>>>

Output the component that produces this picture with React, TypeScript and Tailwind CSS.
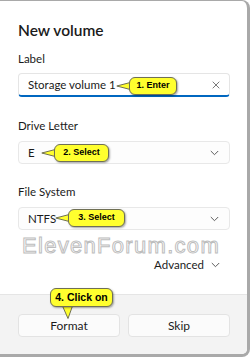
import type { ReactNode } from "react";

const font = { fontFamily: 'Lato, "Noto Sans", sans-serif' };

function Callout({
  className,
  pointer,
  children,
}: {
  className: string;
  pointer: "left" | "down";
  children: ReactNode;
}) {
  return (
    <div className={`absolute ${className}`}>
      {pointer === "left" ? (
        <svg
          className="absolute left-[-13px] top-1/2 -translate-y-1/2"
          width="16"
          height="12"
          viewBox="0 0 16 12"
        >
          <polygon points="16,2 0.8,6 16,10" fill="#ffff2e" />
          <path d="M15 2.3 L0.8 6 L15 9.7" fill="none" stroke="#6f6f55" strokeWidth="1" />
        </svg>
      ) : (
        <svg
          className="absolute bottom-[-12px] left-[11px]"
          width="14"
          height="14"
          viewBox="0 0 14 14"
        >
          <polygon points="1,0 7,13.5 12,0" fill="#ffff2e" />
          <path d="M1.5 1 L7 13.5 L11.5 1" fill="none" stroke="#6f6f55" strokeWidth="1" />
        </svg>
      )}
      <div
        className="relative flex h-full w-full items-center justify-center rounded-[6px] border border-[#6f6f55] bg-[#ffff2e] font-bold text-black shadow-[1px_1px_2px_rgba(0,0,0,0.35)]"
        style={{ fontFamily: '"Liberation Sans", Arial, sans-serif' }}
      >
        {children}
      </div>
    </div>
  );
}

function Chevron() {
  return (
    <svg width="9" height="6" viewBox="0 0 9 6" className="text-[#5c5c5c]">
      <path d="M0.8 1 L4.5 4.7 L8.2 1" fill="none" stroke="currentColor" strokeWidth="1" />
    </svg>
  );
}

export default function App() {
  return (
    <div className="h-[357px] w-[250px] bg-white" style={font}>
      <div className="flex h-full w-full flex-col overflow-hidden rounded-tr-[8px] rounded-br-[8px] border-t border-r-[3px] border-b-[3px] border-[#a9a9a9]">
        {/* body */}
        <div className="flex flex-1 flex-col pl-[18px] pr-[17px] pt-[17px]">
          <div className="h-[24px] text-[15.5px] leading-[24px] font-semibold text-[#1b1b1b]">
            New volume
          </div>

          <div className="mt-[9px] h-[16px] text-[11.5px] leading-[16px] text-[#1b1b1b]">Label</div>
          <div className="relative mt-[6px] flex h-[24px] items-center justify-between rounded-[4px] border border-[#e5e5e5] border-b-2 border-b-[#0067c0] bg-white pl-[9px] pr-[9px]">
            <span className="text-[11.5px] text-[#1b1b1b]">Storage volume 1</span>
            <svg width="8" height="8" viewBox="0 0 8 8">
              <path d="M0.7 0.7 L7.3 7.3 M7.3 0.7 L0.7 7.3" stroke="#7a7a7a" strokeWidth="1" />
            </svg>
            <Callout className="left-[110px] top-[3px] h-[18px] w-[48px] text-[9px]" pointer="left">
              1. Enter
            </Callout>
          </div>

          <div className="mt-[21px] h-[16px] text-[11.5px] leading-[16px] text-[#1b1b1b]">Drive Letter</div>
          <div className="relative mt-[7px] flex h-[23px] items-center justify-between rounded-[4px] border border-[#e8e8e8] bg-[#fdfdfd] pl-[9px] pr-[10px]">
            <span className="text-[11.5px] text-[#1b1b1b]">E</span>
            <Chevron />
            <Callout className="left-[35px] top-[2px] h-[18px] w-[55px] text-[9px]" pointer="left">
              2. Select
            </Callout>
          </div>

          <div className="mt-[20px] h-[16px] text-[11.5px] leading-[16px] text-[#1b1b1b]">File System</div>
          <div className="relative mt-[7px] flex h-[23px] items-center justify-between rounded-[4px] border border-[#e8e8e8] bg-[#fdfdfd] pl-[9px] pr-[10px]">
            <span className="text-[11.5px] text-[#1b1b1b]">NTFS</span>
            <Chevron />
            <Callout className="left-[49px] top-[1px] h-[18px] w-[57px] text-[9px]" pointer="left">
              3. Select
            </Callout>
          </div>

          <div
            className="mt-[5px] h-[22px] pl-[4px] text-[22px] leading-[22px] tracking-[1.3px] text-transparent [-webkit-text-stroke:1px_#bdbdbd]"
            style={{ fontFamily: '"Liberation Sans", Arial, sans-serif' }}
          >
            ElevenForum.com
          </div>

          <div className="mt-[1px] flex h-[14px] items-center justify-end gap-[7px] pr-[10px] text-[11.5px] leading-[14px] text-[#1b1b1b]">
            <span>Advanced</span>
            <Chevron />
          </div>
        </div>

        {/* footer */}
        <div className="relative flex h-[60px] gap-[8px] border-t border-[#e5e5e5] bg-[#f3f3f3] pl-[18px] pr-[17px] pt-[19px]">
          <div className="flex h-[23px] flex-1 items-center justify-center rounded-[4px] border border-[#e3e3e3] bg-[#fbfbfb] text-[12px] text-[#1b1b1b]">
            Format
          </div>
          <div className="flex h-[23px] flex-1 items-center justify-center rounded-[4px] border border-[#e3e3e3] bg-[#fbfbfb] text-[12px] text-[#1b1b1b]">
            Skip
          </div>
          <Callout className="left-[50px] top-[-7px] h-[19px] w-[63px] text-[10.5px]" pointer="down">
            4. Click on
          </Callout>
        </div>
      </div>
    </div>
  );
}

<<<

Reproduce the full listing faithfully, but do not carry over any pictures.

**WRITTEN REPLY**
Output the component that produces this picture with React, TypeScript and Tailwind CSS.
import type { ReactNode } from "react";

const font = { fontFamily: 'Lato, "Noto Sans", sans-serif' };

function Callout({
  className,
  pointer,
  children,
}: {
  className: string;
  pointer: "left" | "down";
  children: ReactNode;
}) {
  return (
    <div className={`absolute ${className}`}>
      {pointer === "left" ? (
        <svg
          className="absolute left-[-13px] top-1/2 -translate-y-1/2"
          width="16"
          height="12"
          viewBox="0 0 16 12"
        >
          <polygon points="16,2 0.8,6 16,10" fill="#ffff2e" />
          <path d="M15 2.3 L0.8 6 L15 9.7" fill="none" stroke="#6f6f55" strokeWidth="1" />
        </svg>
      ) : (
        <svg
          className="absolute bottom-[-12px] left-[11px]"
          width="14"
          height="14"
          viewBox="0 0 14 14"
        >
          <polygon points="1,0 7,13.5 12,0" fill="#ffff2e" />
          <path d="M1.5 1 L7 13.5 L11.5 1" fill="none" stroke="#6f6f55" strokeWidth="1" />
        </svg>
      )}
      <div
        className="relative flex h-full w-full items-center justify-center rounded-[6px] border border-[#6f6f55] bg-[#ffff2e] font-bold text-black shadow-[1px_1px_2px_rgba(0,0,0,0.35)]"
        style={{ fontFamily: '"Liberation Sans", Arial, sans-serif' }}
      >
        {children}
      </div>
    </div>
  );
}

function Chevron() {
  return (
    <svg width="9" height="6" viewBox="0 0 9 6" className="text-[#5c5c5c]">
      <path d="M0.8 1 L4.5 4.7 L8.2 1" fill="none" stroke="currentColor" strokeWidth="1" />
    </svg>
  );
}

export default function App() {
  return (
    <div className="h-[357px] w-[250px] bg-white" style={font}>
      <div className="flex h-full w-full flex-col overflow-hidden rounded-tr-[8px] rounded-br-[8px] border-t border-r-[3px] border-b-[3px] border-[#a9a9a9]">
        {/* body */}
        <div className="flex flex-1 flex-col pl-[18px] pr-[17px] pt-[17px]">
          <div className="h-[24px] text-[15.5px] leading-[24px] font-semibold text-[#1b1b1b]">
            New volume
          </div>

          <div className="mt-[9px] h-[16px] text-[11.5px] leading-[16px] text-[#1b1b1b]">Label</div>
          <div className="relative mt-[6px] flex h-[24px] items-center justify-between rounded-[4px] border border-[#e5e5e5] border-b-2 border-b-[#0067c0] bg-white pl-[9px] pr-[9px]">
            <span className="text-[11.5px] text-[#1b1b1b]">Storage volume 1</span>
            <svg width="8" height="8" viewBox="0 0 8 8">
              <path d="M0.7 0.7 L7.3 7.3 M7.3 0.7 L0.7 7.3" stroke="#7a7a7a" strokeWidth="1" />
            </svg>
            <Callout className="left-[110px] top-[3px] h-[18px] w-[48px] text-[9px]" pointer="left">
              1. Enter
            </Callout>
          </div>

          <div className="mt-[21px] h-[16px] text-[11.5px] leading-[16px] text-[#1b1b1b]">Drive Letter</div>
          <div className="relative mt-[7px] flex h-[23px] items-center justify-between rounded-[4px] border border-[#e8e8e8] bg-[#fdfdfd] pl-[9px] pr-[10px]">
            <span className="text-[11.5px] text-[#1b1b1b]">E</span>
            <Chevron />
            <Callout className="left-[35px] top-[2px] h-[18px] w-[55px] text-[9px]" pointer="left">
              2. Select
            </Callout>
          </div>

          <div className="mt-[20px] h-[16px] text-[11.5px] leading-[16px] text-[#1b1b1b]">File System</div>
          <div className="relative mt-[7px] flex h-[23px] items-center justify-between rounded-[4px] border border-[#e8e8e8] bg-[#fdfdfd] pl-[9px] pr-[10px]">
            <span className="text-[11.5px] text-[#1b1b1b]">NTFS</span>
            <Chevron />
            <Callout className="left-[49px] top-[1px] h-[18px] w-[57px] text-[9px]" pointer="left">
              3. Select
            </Callout>
          </div>

          <div
            className="mt-[5px] h-[22px] pl-[4px] text-[22px] leading-[22px] tracking-[1.3px] text-transparent [-webkit-text-stroke:1px_#bdbdbd]"
            style={{ fontFamily: '"Liberation Sans", Arial, sans-serif' }}
          >
            ElevenForum.com
          </div>

          <div className="mt-[1px] flex h-[14px] items-center justify-end gap-[7px] pr-[10px] text-[11.5px] leading-[14px] text-[#1b1b1b]">
            <span>Advanced</span>
            <Chevron />
          </div>
        </div>

        {/* footer */}
        <div className="relative flex h-[60px] gap-[8px] border-t border-[#e5e5e5] bg-[#f3f3f3] pl-[18px] pr-[17px] pt-[19px]">
          <div className="flex h-[23px] flex-1 items-center justify-center rounded-[4px] border border-[#e3e3e3] bg-[#fbfbfb] text-[12px] text-[#1b1b1b]">
            Format
          </div>
          <div className="flex h-[23px] flex-1 items-center justify-center rounded-[4px] border border-[#e3e3e3] bg-[#fbfbfb] text-[12px] text-[#1b1b1b]">
            Skip
          </div>
          <Callout className="left-[50px] top-[-7px] h-[19px] w-[63px] text-[10.5px]" pointer="down">
            4. Click on
          </Callout>
        </div>
      </div>
    </div>
  );
}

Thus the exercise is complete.